Over the next decade, the humble, everyday grocery store will be the next to go all-in on the capabilities of AI to drive trade, writes Pini Mandel, CEO and Co-Founder of Quicklizard.
Up until just a few years ago, grocery store managers tracking inventory levels with a pencil and paper was a common sight. By now, most manual systems have been replaced with sophisticated inventory systems.
In recent years, as the grocery sector has begun to embrace digital technology, stores have been competing in a challenging environment, surviving on razor-thin margins. But digital tools have not proven particularly useful in aiding the growth margins. Supermarkets are continuing to evolve, to the point where many grocery stores are now integrating sophisticated AI technology into multiple elements of their business.
First – for the uninitiated – let’s get into dynamic pricing. On the most basic level, dynamic pricing uses internal and external data to recommend prices. Historical sales, competitor pricing, and inventory levels are just three types of data these AI-based platforms use in their calculation. The goal for most companies is improving profit margins, but price, as we’ll soon see, has other functions as well.
Dynamic Pricing in a Grocery Setting
Going back to the grocery aisles, dynamic pricing enables pricing recommendations on tens of thousands of items in store. On a regular Thursday, for example, it might recommend an increase in the price of beer as beer sales start to pick up.

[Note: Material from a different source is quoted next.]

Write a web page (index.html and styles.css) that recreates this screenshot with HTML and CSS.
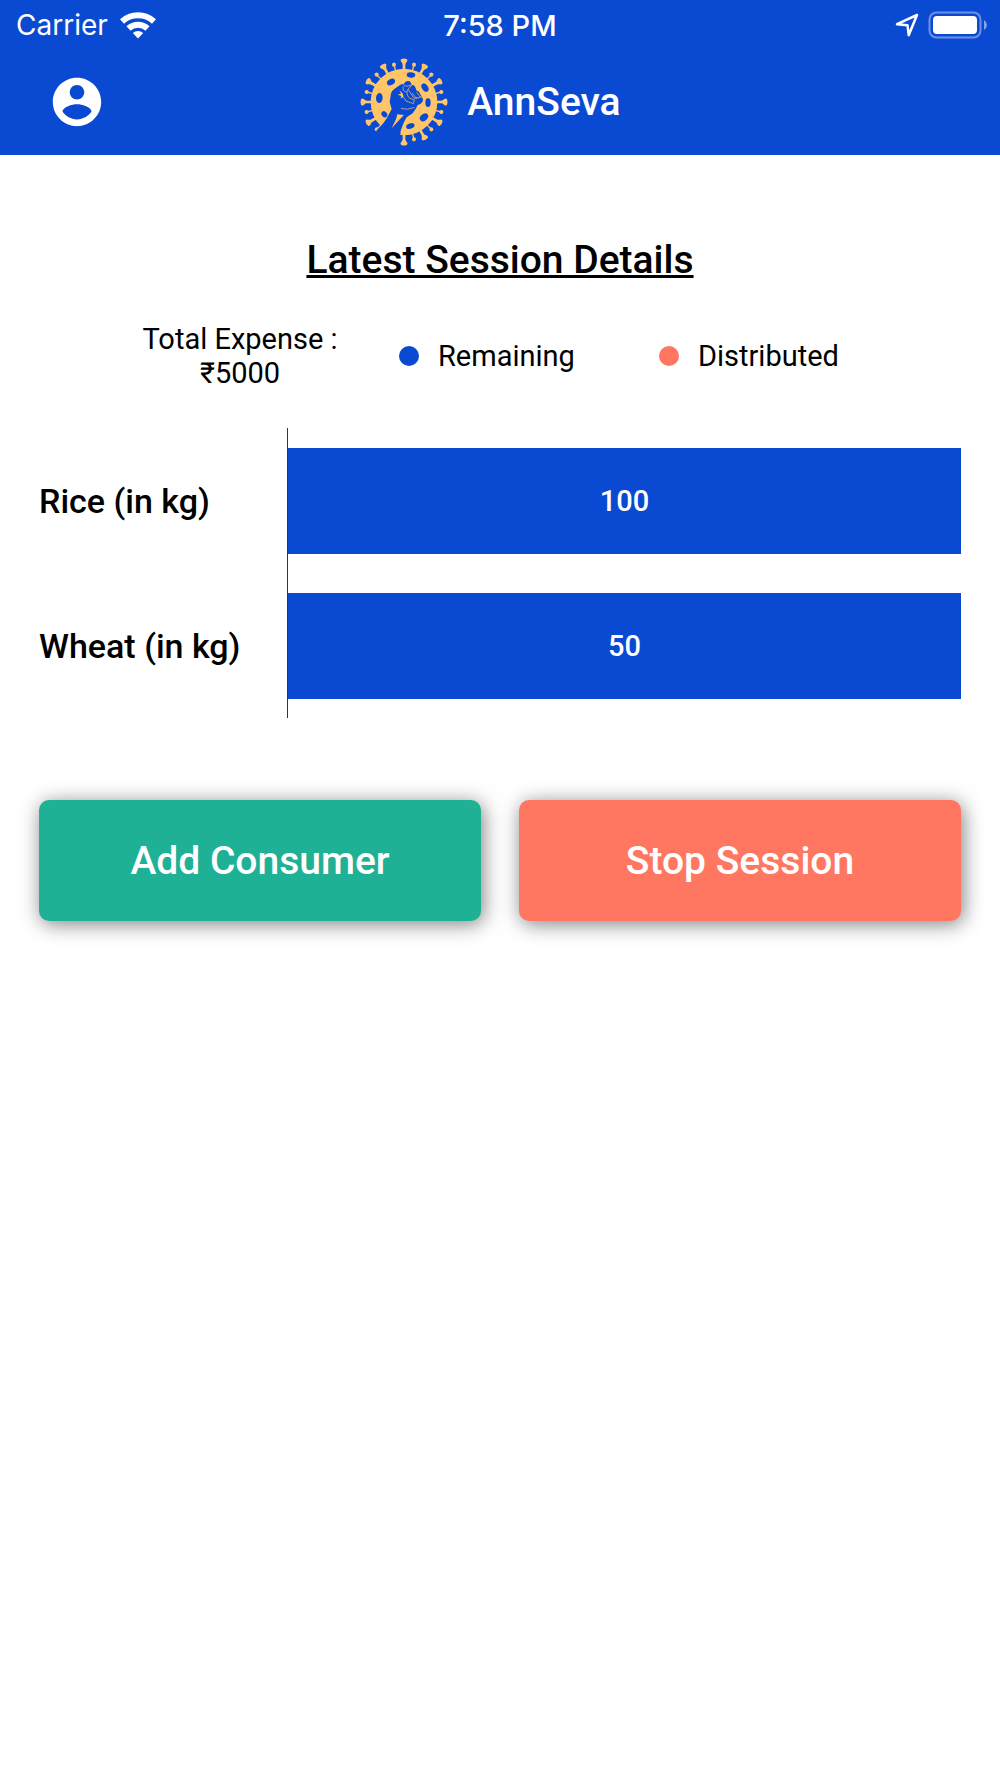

Dynamic pricing can also be used during special occasions, such as major sporting events, like the World Cup. Using historical data coming from the POS, the system knows that in England, demand increases on cod, haddock or pollock during the tournament. There is also greater demand for potatoes and beer, as well as the other ingredients used in fish and chips.
In these circumstances, dynamic pricing will use AI and machine learning to determine the best pricing strategy for each of those in-demand items. It may recommend reducing the price of fish, while increasing the cost of the other ingredients, or may suggest raising the prices of all in-demand items. It then learns from consumer behavior, allowing it to optimize those pricing recommendations. It is important to remember that the goal for most grocery stores is to increase the profit margin of the cart as a whole, without necessarily being focused on the individual items.
Dynamic pricing can also be used to help reduce food waste. Groceries are notorious for discarding thousands of dollars’ worth of food every day. Elastic pricing can be used to motivate consumers to buy products that are nearing their expiration date by lowering prices on those items. This can be used to drive sales of produce, dairy, bakery goods, deli meat, and other products nearing the end of their shelf life.
Overcoming obstacles
While many groceries find the idea of dynamic pricing very appealing, some hold concerns about implementation. Without the technology needed to dynamically update prices on shelves, deploying shelf stackers to change prices as needed can cut into the profit margins that dynamic pricing has to offer.
Fortunately, digital electronic shelf labels (ESL) are making their way into the supermarket. Now expected to grow in Europe by 9% a year over the next 6 years, ESLs are poised to become a familiar sight to shoppers. While the benefits of ESLs include creating a better shopping experience for consumers and a reduced environmental footprint, it will also enable managers to change prices without deploying their shelf stackers.
Through ESLs, dynamic pricing can be deployed effectively in supermarkets. Using any number of communication technologies, including wifi and NFC, dynamic pricing engines can adjust prices as needed on every item in the store.
A mainstream technology within grocery stores
Dynamic pricing is just one area where we are seeing artificial intelligence in grocery stores. AI coupled with ultra-wideband geo-positioning is helping consumers and store pickers find more items on their list, faster. The data generated through geo-positioning applications can even be harnessed to improve product locations, better understand in-store traffic, and optimize queue management.
We’re starting to see AI appear in ordering systems as well. These systems monitor purchases and can accurately predict the right levels of inventory to carry to meet demand.
Grocery stores may have been one of the last of the retail holdouts to jump on the AI bandwagon, but all indications point to them embracing the new technology and all the benefits that will come with it.